We finish up our day and it was the same as the day before. This ‘glue’ happens in all areas of our life! We did this activity or set of activities twenty years ago, and we are still doing them today. We have fallen in love, married, have children, and still try to live as we did before love, marriage, and family. Then we wonder why we are not happy, and our family is not happy.

As painful as the idea sounds we have to rip our selves out of the chair and live our life! We need to have new adventures, experience new hobbies, and gain new friends. This does not mean leaving your family behind while you go and do these things. Bring them with, and have fun as a family! This should be what our life is about, for most of us at any rate.

Once you are out of your parents house and starting your own life, you are now in a time period known as – the rest of your life. The rest of your life may end in thirty seconds, later today, tomorrow, or decades from now, but it will end sometime.

One thing is certain, you will never be more alive than you are right now, nor will your family, friends, and friends to be. No one you know or will know will ever be as alive as they are right now!
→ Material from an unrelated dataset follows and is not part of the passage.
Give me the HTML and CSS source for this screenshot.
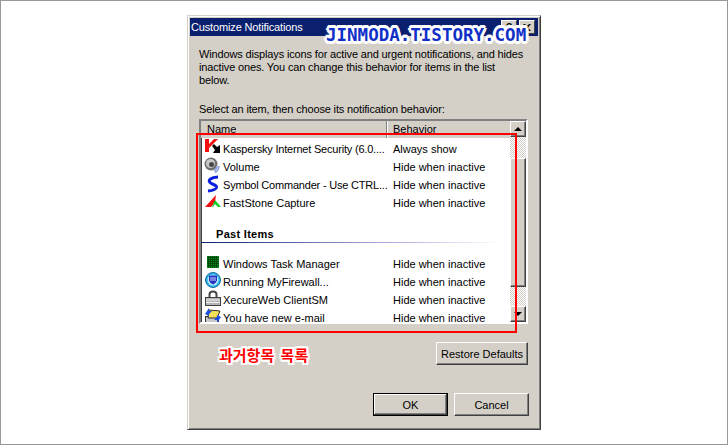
FILE: index.html
```html
<!DOCTYPE html>
<html lang="en">
<head>
    <meta charset="UTF-8">
    <title>Customize Notifications</title>
    <link rel="stylesheet" href="styles.css">
</head>
<body>
<div class="stage">
    <div class="dialog">
        <div class="titlebar">
            <span class="title">Customize Notifications</span>
            <span class="title-buttons">
                <span class="title-btn">?</span>
                <span class="title-btn title-close">
                    <svg width="8" height="7" viewBox="0 0 8 7"><path d="M0 0h2l2 2 2-2h2L5 3.500 8 7H6L4 5 2 7H0l3-3.500z" fill="#000"/></svg>
                </span>
            </span>
            <span class="watermark">JINMODA.TISTORY.COM</span>
        </div>

        <div class="content">
            <p class="intro">Windows displays icons for active and urgent notifications, and hides inactive ones. You can change this behavior for items in the list below.</p>
            <p class="prompt">Select an item, then choose its notification behavior:</p>

            <div class="listbox">
                <div class="list-main">
                    <div class="list-head">
                        <span class="head-name">Name</span>
                        <span class="head-behavior">Behavior</span>
                    </div>
                    <div class="list-body">
                        <div class="row">
                            <span class="row-icon">
                                <svg width="16" height="16" viewBox="0 0 16 16"><path d="M1 1h4v5l5-5h4L7 8l-2 2v4H1z" fill="#f01010"/><path d="M8 8l2-2 3 3 3-2v8H9l2-3z" fill="#000"/></svg>
                            </span>
                            <span class="row-name row-name-long">Kaspersky Internet Security (6.0....</span>
                            <span class="row-behavior">Always show</span>
                        </div>
                        <div class="row">
                            <span class="row-icon">
                                <svg width="16" height="16" viewBox="0 0 16 16"><circle cx="7" cy="8" r="6.500" fill="#707070"/><circle cx="6.500" cy="7.500" r="4.500" fill="#c8c8c8"/><circle cx="7.500" cy="8.500" r="2.500" fill="#484848"/><path d="M13 10q0 3-3 5M15 10q0 4-4 6.500" fill="none" stroke="#8f9fe0" stroke-width="1.500"/></svg>
                            </span>
                            <span class="row-name">Volume</span>
                            <span class="row-behavior">Hide when inactive</span>
                        </div>
                        <div class="row">
                            <span class="row-icon">
                                <svg width="16" height="16" viewBox="0 0 16 16"><path d="M14 3C7 3.500 3.500 6 6 8.500c2.500 2.500 7 2 6.500 5C12 15.500 8 16.500 4 17" fill="none" stroke="#0a1fe0" stroke-width="3"/></svg>
                            </span>
                            <span class="row-name row-name-long">Symbol Commander - Use CTRL...</span>
                            <span class="row-behavior">Hide when inactive</span>
                        </div>
                        <div class="row">
                            <span class="row-icon">
                                <svg width="16" height="16" viewBox="0 0 16 16"><path d="M1 15L12 3l-1 7-4 5z" fill="#f01010"/><path d="M11 8l6 7h-3l-3-3-2 3H8z" fill="#10d020"/></svg>
                            </span>
                            <span class="row-name">FastStone Capture</span>
                            <span class="row-behavior">Hide when inactive</span>
                        </div>
                        <div class="group">
                            <div class="group-title">Past Items</div>
                            <div class="group-line"></div>
                        </div>
                        <div class="row">
                            <span class="row-icon">
                                <svg width="16" height="16" viewBox="0 0 16 16"><rect x="3" y="3" width="12" height="12" fill="#0b8a1c"/><path d="M4.500 3v12M6.500 3v12M8.500 3v12M10.500 3v12M12.500 3v12M3 4.500h12M3 6.500h12M3 8.500h12M3 10.500h12M3 12.500h12" stroke="#064a0e"/></svg>
                            </span>
                            <span class="row-name">Windows Task Manager</span>
                            <span class="row-behavior">Hide when inactive</span>
                        </div>
                        <div class="row">
                            <span class="row-icon">
                                <svg width="16" height="16" viewBox="0 0 16 16"><circle cx="9" cy="9" r="7.500" fill="#28b4e6" stroke="#1a6aa0"/><circle cx="9" cy="9" r="5.500" fill="#bfeafa"/><path d="M5 4.500h8v5q-1 3-4 4-3-1-4-4z" fill="#2030c0"/><path d="M6 7h6M6 9h6" stroke="#cfd8ff"/></svg>
                            </span>
                            <span class="row-name">Running MyFirewall...</span>
                            <span class="row-behavior">Hide when inactive</span>
                        </div>
                        <div class="row">
                            <span class="row-icon">
                                <svg width="16" height="16" viewBox="0 0 16 16"><path d="M4.500 8V5.500q0-4 4.500-4t4.500 4V8h-2V5.500q0-2-2.500-2T6.500 5.500V8z" fill="#484848"/><rect x="1.500" y="8.500" width="15" height="8" fill="#b4b4b4" stroke="#404040"/><path d="M2 11h14M2 13.500h14" stroke="#f0f0f0"/></svg>
                            </span>
                            <span class="row-name">XecureWeb ClientSM</span>
                            <span class="row-behavior">Hide when inactive</span>
                        </div>
                        <div class="row">
                            <span class="row-icon">
                                <svg width="16" height="16" viewBox="0 0 16 16"><rect x="1.500" y="9.500" width="13" height="6" fill="#c8c8c8" stroke="#303030"/><path d="M5 3l11 1-3 7H4z" fill="#f2e05a" stroke="#303030"/><path d="M1 7l4-6v3h3L5 7v2zM17 10l-4 6v-3h-3l3-3V8z" fill="#1a50e0"/></svg>
                            </span>
                            <span class="row-name">You have new e-mail</span>
                            <span class="row-behavior">Hide when inactive</span>
                        </div>
                    </div>
                </div>
                <div class="scrollbar">
                    <span class="sb-btn"><span class="arrow-up"></span></span>
                    <span class="sb-track"><span class="sb-thumb"></span></span>
                    <span class="sb-btn"><span class="arrow-down"></span></span>
                </div>
            </div>

            <div class="restore-row">
                <button class="btn btn-restore">Restore Defaults</button>
            </div>
            <div class="actions">
                <button class="btn btn-ok">OK</button>
                <button class="btn">Cancel</button>
            </div>
        </div>

        <div class="red-box"></div>
        <div class="red-label">과거항목 목록</div>
    </div>
</div>
</body>
</html>
```

FILE: styles.css
```css
* {
    box-sizing: border-box;
}

html, body {
    margin: 0;
    padding: 0;
    background: #fff;
}

.stage {
    width: 728px;
    height: 445px;
    border: 1px solid #999;
    padding: 14px 0 0 186px;
    overflow: hidden;
}

.dialog {
    position: relative;
    width: 354px;
    height: 415px;
    background: #d4d0c8;
    border: 1px solid;
    border-color: #d4d0c8 #404040 #404040 #d4d0c8;
    box-shadow: inset 1px 1px 0 #fff, inset -1px -1px 0 #808080;
    padding: 2px;
    font-family: "Liberation Sans", Arial, sans-serif;
    font-size: 11px;
    color: #000;
}

.titlebar {
    position: relative;
    height: 18px;
    background: #0a1f6e;
    display: flex;
    align-items: center;
    justify-content: space-between;
    padding: 0 3px 0 1px;
}

.title {
    color: #fff;
    font-size: 11px;
    line-height: 18px;
    letter-spacing: -0.15px;
}

.title-buttons {
    display: flex;
}

.title-btn {
    width: 16px;
    height: 14px;
    background: #d4d0c8;
    border: 1px solid;
    border-color: #fff #404040 #404040 #fff;
    display: flex;
    align-items: center;
    justify-content: center;
    font-size: 11px;
    font-weight: bold;
    line-height: 1;
}

.title-close {
    margin-left: 2px;
}

.watermark {
    position: absolute;
    left: 136px;
    top: 6px;
    font-family: "DejaVu Sans Mono", monospace;
    font-weight: bold;
    font-size: 17.500px;
    line-height: 22px;
    white-space: nowrap;
    color: #1030c8;
    text-shadow: 3px 0 0 #fff, -3px 0 0 #fff, 0 3px 0 #fff, 0 -3px 0 #fff, 2px 2px 0 #fff, -2px -2px 0 #fff, 2px -2px 0 #fff, -2px 2px 0 #fff, 1px 3px 0 #fff, -1px 3px 0 #fff, 1px -3px 0 #fff, -1px -3px 0 #fff;
}

.content {
    padding: 12px 9px 0 9px;
}

.intro {
    margin: 0;
    line-height: 13px;
    width: 326px;
    letter-spacing: -0.15px;
}

.prompt {
    margin: 16px 0 0;
    line-height: 13px;
    letter-spacing: -0.15px;
}

.listbox {
    display: flex;
    width: 329px;
    height: 205px;
    margin-top: 3px;
    border: 2px solid;
    border-color: #808080 #fff #fff #808080;
    box-shadow: inset 1px 1px 0 #404040;
    background: #fff;
}

.list-main {
    flex: 1;
    min-width: 0;
    display: flex;
    flex-direction: column;
}

.list-head {
    height: 17px;
    display: flex;
    flex-shrink: 0;
    background: #d4d0c8;
    line-height: 17px;
}

.head-name {
    width: 186px;
    padding-left: 6px;
    border-right: 1px solid #808080;
    box-shadow: 1px 0 0 #fff;
}

.head-behavior {
    flex: 1;
    padding-left: 6px;
}

.list-body {
    flex: 1;
    overflow: hidden;
    padding-top: 2px;
}

.row {
    display: flex;
    align-items: center;
    height: 18px;
    padding-left: 3px;
}

.row-icon {
    width: 16px;
    height: 16px;
    flex-shrink: 0;
    align-self: flex-start;
    margin-top: -2px;
}

.row-icon svg {
    display: block;
    overflow: visible;
}

.row-name {
    width: 173px;
    padding-left: 3px;
    white-space: nowrap;
}

.row-name-long {
    letter-spacing: -0.2px;
}

.row-behavior {
    white-space: nowrap;
}

.group {
    height: 43px;
    padding: 15px 0 0 15px;
}

.group-title {
    font-weight: bold;
    line-height: 14px;
    letter-spacing: 0.3px;
}

.group-line {
    height: 1px;
    margin: 1px 8px 0 -15px;
    background: linear-gradient(90deg, #0a246a, #a6a6e0 60%, #fff);
}

.scrollbar {
    width: 16px;
    flex-shrink: 0;
    display: flex;
    flex-direction: column;
}

.sb-btn {
    height: 16px;
    flex-shrink: 0;
    background: #d4d0c8;
    border: 1px solid;
    border-color: #fff #404040 #404040 #fff;
    box-shadow: inset -1px -1px 0 #808080;
    display: flex;
    align-items: center;
    justify-content: center;
}

.sb-track {
    flex: 1;
    padding-top: 21px;
    padding-bottom: 19px;
    display: flex;
    background-color: #e8e6e2;
    background-image: repeating-conic-gradient(#d4d0c8 0 25%, #fff 0 50%);
    background-size: 2px 2px;
}

.sb-thumb {
    flex: 1;
    background: #d4d0c8;
    border: 1px solid;
    border-color: #fff #404040 #404040 #fff;
    box-shadow: inset -1px -1px 0 #808080;
}

.arrow-up,
.arrow-down {
    width: 0;
    height: 0;
    border-left: 4px solid transparent;
    border-right: 4px solid transparent;
}

.arrow-up {
    border-bottom: 4px solid #000;
}

.arrow-down {
    border-top: 4px solid #000;
}

.restore-row {
    display: flex;
    justify-content: flex-end;
    width: 329px;
    margin-top: 18px;
}

.btn {
    width: 75px;
    height: 23px;
    padding: 0;
    background: #d4d0c8;
    border: 1px solid;
    border-color: #fff #404040 #404040 #fff;
    box-shadow: inset -1px -1px 0 #808080;
    font-family: "Liberation Sans", Arial, sans-serif;
    font-size: 11px;
    color: #000;
}

.btn-restore {
    width: 92px;
}

.btn-ok {
    border: 1px solid #000;
    box-shadow: inset -1px -1px 0 #404040, inset 1px 1px 0 #fff, inset -2px -2px 0 #808080;
}

.actions {
    display: flex;
    justify-content: flex-end;
    gap: 6px;
    width: 330px;
    margin-top: 28px;
}

.red-box {
    position: absolute;
    left: 8px;
    top: 117px;
    width: 321px;
    height: 200px;
    border: 2px solid #f00;
}

.red-label {
    position: absolute;
    left: 31px;
    top: 329px;
    font-family: "Noto Sans CJK KR", sans-serif;
    font-weight: bold;
    font-size: 15px;
    line-height: 20px;
    word-spacing: 3px;
    white-space: nowrap;
    color: #f00;
    text-shadow: 2px 0 0 #fff, -2px 0 0 #fff, 0 2px 0 #fff, 0 -2px 0 #fff, 2px 2px 0 #fff, -2px -2px 0 #fff, 2px -2px 0 #fff, -2px 2px 0 #fff;
}
```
We have all heard of someone who worked and saved all their life for that wonderful retirement only to have it snatched from their fingers by some tragedy. Don’t let that person be you!

Change is good, everything changes, nothing stays the same. If you are fortunate in your life, you will live long enough to get old! You will think about the good times you had when you were young. It is horrible to be old and think about all the things you could have done, but did not.

Reality is that some of us reading this right now will not wake up tomorrow. Go do things today! Use your body, it has no use beyond what you do with it. Life will be much more satisfying when you think back on all the things you tried and did, whether they worked or not, than to sit and think about all the things you could have done or were going to do, but did not. Do not let glue control your life.